Unlike other contemporary media set in the ‘80s, the decade wasn’t romanticised – rather, it was presented as the devastating time when the AIDS epidemic was destroying LGBTQ+ communities, made worse only by society’s further stigmatisation of queerness. The only real nostalgia was Atlanta’s: for his summer tryst with Solomon in 1974. The use of a screen and lighting to create silhouettes not only enhanced the narrator’s description of events of this summer but also created a poignant sense of distance between the besotted Solomon and Atlanta of then and the horrific reality only a decade later. Even so, as the directors (Daisley, assisted by Izzy Bates and shadowed by Misia Kozanecka) opted not to show any gay affection in front of the screen, the screen became a metaphorical representation of their self-censored, clandestine relationship.

The casting was particularly impressive as Atlanta (Matthew Dangerfield) bore a resemblance in height and hairstyle to the narrator/storyteller (Evan Harris) – it was believable that the narrator was an older version of Atlanta. And although Solomon (Morgan King) didn’t appear in front of the screen until at least half way through the play, his poise brought dignity to Solomon and the difficult task of revealing the traumatic twist.

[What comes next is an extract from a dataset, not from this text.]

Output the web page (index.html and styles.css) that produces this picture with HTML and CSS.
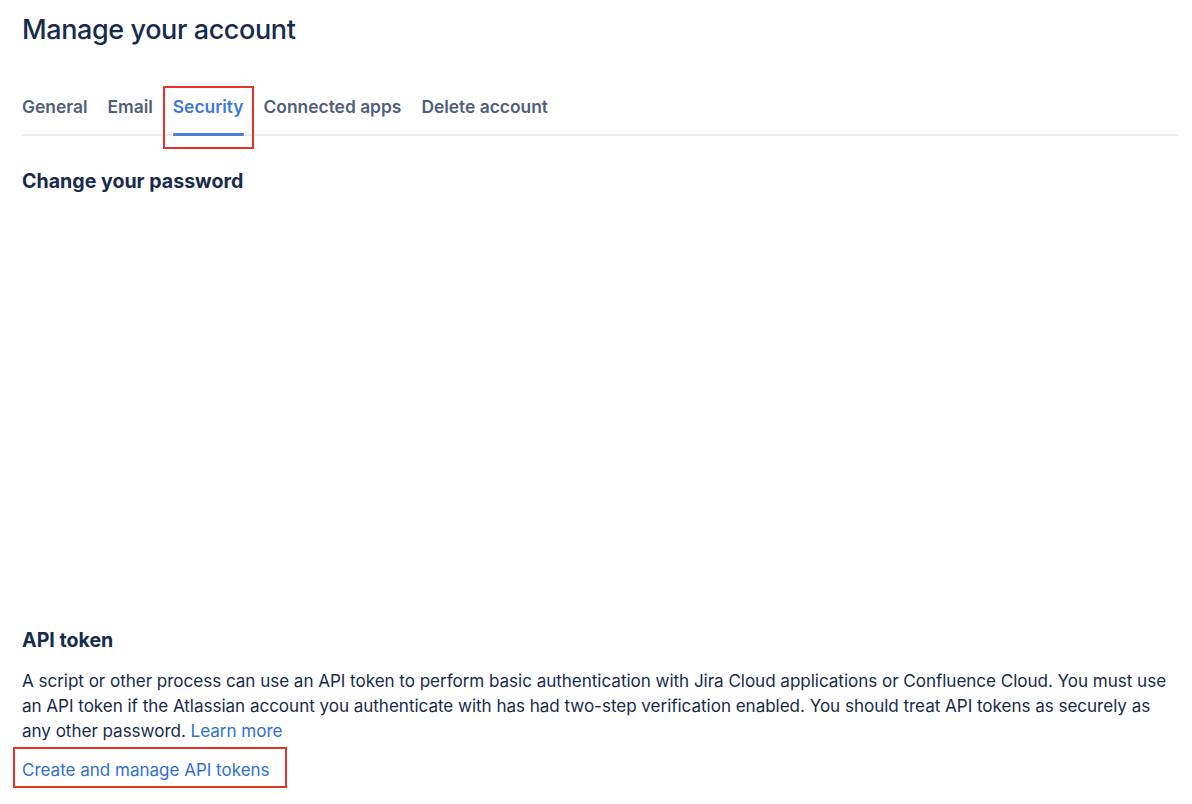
FILE: index.html
```html
<!DOCTYPE html>
<html lang="en">
<head>
<meta charset="utf-8">
<title>Manage your account</title>
<link rel="stylesheet" href="styles.css">
</head>
<body>
<main class="page">
  <h1 class="title">Manage your account</h1>
  <nav class="tabs">
    <a class="tab">General</a>
    <a class="tab">Email</a>
    <a class="tab tab-active">Security</a>
    <a class="tab">Connected apps</a>
    <a class="tab">Delete account</a>
  </nav>
  <section class="section-password">
    <h2 class="section-title">Change your password</h2>
  </section>
  <section class="section-api">
    <h2 class="section-title">API token</h2>
    <p class="desc">A script or other process can use an API token to perform basic authentication with Jira Cloud applications or Confluence Cloud. You must use an API token if the Atlassian account you authenticate with has had two-step verification enabled. You should treat API tokens as securely as any other password. <a class="link">Learn more</a></p>
    <a class="link manage-link">Create and manage API tokens</a>
  </section>
</main>
</body>
</html>
```
FILE: styles.css
```css
* { box-sizing: border-box; }
html, body { margin: 0; padding: 0; background: #ffffff; }
body {
  font-family: Inter, "Liberation Sans", Arial, sans-serif;
  color: #172B4D;
  width: 1192px;
  height: 804px;
  overflow: hidden;
}
.page {
  padding: 0 14px 0 22px;
  display: flex;
  flex-direction: column;
}
.title {
  margin: 12px 0 0 0;
  font-size: 27px;
  line-height: 36px;
  font-weight: 500;
  letter-spacing: -0.4px;
  color: #172B4D;
}
.tabs {
  margin-top: 47px;
  display: flex;
  gap: 20px;
  border-bottom: 2px solid #EBECF0;
}
.tab {
  position: relative;
  font-size: 17.4px;
  line-height: 24px;
  font-weight: 600;
  color: #505F79;
  padding-bottom: 15px;
}
.tab-active {
  color: #3C78DB;
}
.tab-active::before {
  content: "";
  position: absolute;
  left: 0;
  right: 0;
  bottom: -2px;
  height: 3px;
  background: #4A80DE;
  border-radius: 1px;
}
.tab-active::after {
  content: "";
  position: absolute;
  left: -10px;
  right: -10px;
  top: -9px;
  bottom: -15px;
  border: 2px solid #E5332A;
}
.section-title {
  margin: 0;
  font-size: 19.6px;
  line-height: 24px;
  font-weight: 700;
  color: #172B4D;
}
.section-password {
  margin-top: 33px;
  height: 459px;
}
.section-api {
  display: flex;
  flex-direction: column;
}
.desc {
  margin: 16px 0 0 0;
  font-size: 17.1px;
  line-height: 25px;
  letter-spacing: -0.05px;
  color: #172B4D;
}
.link {
  color: #2F6FD8;
  text-decoration: none;
}
.manage-link {
  align-self: flex-start;
  display: inline-block;
  margin: 4px 0 0 -9px;
  padding: 10px 15px 5px 7px;
  border: 2px solid #E5332A;
  font-size: 17px;
  line-height: 22px;
}
```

Special mention has to go to Maddy Swindells who single-handedly played all four female characters. This unfortunately led to some confusion when Atlanta accidentally called his close friend Tracy, the name of the woman, (also played by Swindells) Atlanta was going to meet in the following scene.

By choosing to have the narrator as on-stage character, Harris was able beautifully deliver Daisley’s lines not just through voice, but through facial expressions and movement as well. Moreover, the narrator interacted with the characters and the set, creating a real sense of synergy, and raising further questions about time as a concept. Where the play struggled, however, was in unevenness of the narrator’s involvement. At points, they interjected so quickly after a character delivered their lines that Atlanta’s thoughts and feelings were explained too literally and too fully - overlooking Dangerfield’s ability to express this himself and the audience’s capacity to read between the lines. Yet when we saw the narrator passively listening to the dialogue, it was unclear what role they were playing; I would like to have seen more emphasis placed on how telling the story of Solomon and Atlanta emotionally impacted the narrator, as we only get a glimpse of this devastation as the narrator utters the final monologue.

Overall, Solomon and Atlanta is an earnest and emotional piece of theatre, and perhaps the best original student play I have seen for its creative production and balance of so many themes. Although they only had a few weeks to rehearse, the cast and production team brilliantly executed Daisley’s ambitious script, leading to many theatre-goers leaving with tears in their eyes.